Description
In recent years, the continuous emergence of numerous facilities capable of generating highly intense, short-duration (~fs) laser pulses with a high grade of precision and reproducibility has driven growing interest in laser-plasma interaction applications, particularly in proton and ion acceleration through Target Normal Sheath Acceleration (TNSA) mechanism. This technique represents a promising compact alternative to conventional particle accelerators, with potential applications in science, industry, and medicine. However, to make these sources practically available, improvements in maximum particle energy, number of accelerated particles, beam stability, and shot-to-shot reproducibility at high repetition rates are still required.
In this context, one particularly promising solution is represented by the so called Double Layer Targets (DLTs), consisting of a thin solid foil coated with a nanostructured layer placed at the laser-plasma interaction interface. In particular, carbon nanofoam-based DLTs are currently being investigated at the NanoLab of the Politecnico di Milano due to their ability to enhance laser absorption and hot electron generation, thus improving ion acceleration efficiency.
Despite their advantages, DLTs also introduce significant experimental challenges. The nanostructured layer is extremely delicate and may be damaged not only by the laser prepulse, but also by secondary effects such as shock waves, heat propagation, and debris generated during the interaction.

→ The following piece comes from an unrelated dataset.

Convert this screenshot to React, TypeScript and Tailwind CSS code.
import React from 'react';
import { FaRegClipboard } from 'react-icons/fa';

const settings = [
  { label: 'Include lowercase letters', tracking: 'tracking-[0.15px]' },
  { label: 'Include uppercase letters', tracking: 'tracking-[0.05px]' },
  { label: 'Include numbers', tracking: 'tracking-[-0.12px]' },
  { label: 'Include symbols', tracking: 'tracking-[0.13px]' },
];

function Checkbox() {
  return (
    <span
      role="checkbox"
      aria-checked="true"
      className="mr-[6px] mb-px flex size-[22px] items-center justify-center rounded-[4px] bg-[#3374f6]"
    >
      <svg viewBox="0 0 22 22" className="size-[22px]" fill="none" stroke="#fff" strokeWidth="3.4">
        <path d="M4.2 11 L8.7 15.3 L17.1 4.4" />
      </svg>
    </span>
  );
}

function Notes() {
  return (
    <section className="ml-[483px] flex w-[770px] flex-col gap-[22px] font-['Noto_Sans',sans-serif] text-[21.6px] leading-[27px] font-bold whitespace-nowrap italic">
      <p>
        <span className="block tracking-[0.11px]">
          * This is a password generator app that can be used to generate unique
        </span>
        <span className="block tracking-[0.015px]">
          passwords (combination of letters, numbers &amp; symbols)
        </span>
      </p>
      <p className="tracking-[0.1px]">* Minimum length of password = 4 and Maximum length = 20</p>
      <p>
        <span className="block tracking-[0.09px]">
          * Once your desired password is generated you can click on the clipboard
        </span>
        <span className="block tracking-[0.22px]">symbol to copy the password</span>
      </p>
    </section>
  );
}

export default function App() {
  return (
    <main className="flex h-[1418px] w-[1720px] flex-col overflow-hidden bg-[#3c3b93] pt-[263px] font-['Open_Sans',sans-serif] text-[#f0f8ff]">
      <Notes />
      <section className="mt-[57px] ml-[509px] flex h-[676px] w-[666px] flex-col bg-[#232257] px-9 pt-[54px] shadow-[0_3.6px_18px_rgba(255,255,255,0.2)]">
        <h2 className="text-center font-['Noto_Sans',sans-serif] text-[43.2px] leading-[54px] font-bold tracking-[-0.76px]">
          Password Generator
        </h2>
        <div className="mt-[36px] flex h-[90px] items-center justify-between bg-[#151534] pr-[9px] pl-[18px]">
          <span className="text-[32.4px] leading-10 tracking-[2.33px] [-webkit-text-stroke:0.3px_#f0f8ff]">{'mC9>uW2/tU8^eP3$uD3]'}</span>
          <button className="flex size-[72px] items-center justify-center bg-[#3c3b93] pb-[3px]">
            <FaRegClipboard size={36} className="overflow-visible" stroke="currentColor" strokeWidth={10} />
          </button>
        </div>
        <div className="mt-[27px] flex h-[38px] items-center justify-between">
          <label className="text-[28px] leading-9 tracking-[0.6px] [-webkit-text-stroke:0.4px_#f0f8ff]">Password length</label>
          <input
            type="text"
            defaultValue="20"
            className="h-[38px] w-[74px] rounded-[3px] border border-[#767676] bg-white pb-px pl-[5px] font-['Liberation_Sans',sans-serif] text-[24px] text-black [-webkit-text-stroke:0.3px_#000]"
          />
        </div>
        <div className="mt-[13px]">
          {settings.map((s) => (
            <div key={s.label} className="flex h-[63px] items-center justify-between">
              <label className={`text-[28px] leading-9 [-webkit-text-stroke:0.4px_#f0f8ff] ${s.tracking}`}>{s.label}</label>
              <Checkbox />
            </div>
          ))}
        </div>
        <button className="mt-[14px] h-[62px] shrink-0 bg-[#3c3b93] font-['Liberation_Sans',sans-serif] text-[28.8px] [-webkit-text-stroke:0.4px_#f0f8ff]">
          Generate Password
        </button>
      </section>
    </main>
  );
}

This issue becomes particularly critical in high-repetition-rate applications, where cumulative damage in neighbouring region of the shot can reduce the performance of subsequent shots.
The present work investigates the influence of carbon nanofoam density, geometrical thickness, and areal density on its damage resistance. The study combines data from experimental campaigns performed at ELI Beamlines and at the NanoLab of the Politecnico di Milano, highlighting the key role of nanofoam structural properties in the development of robust advanced targets for high-repetition-rate laser-plasma experiments.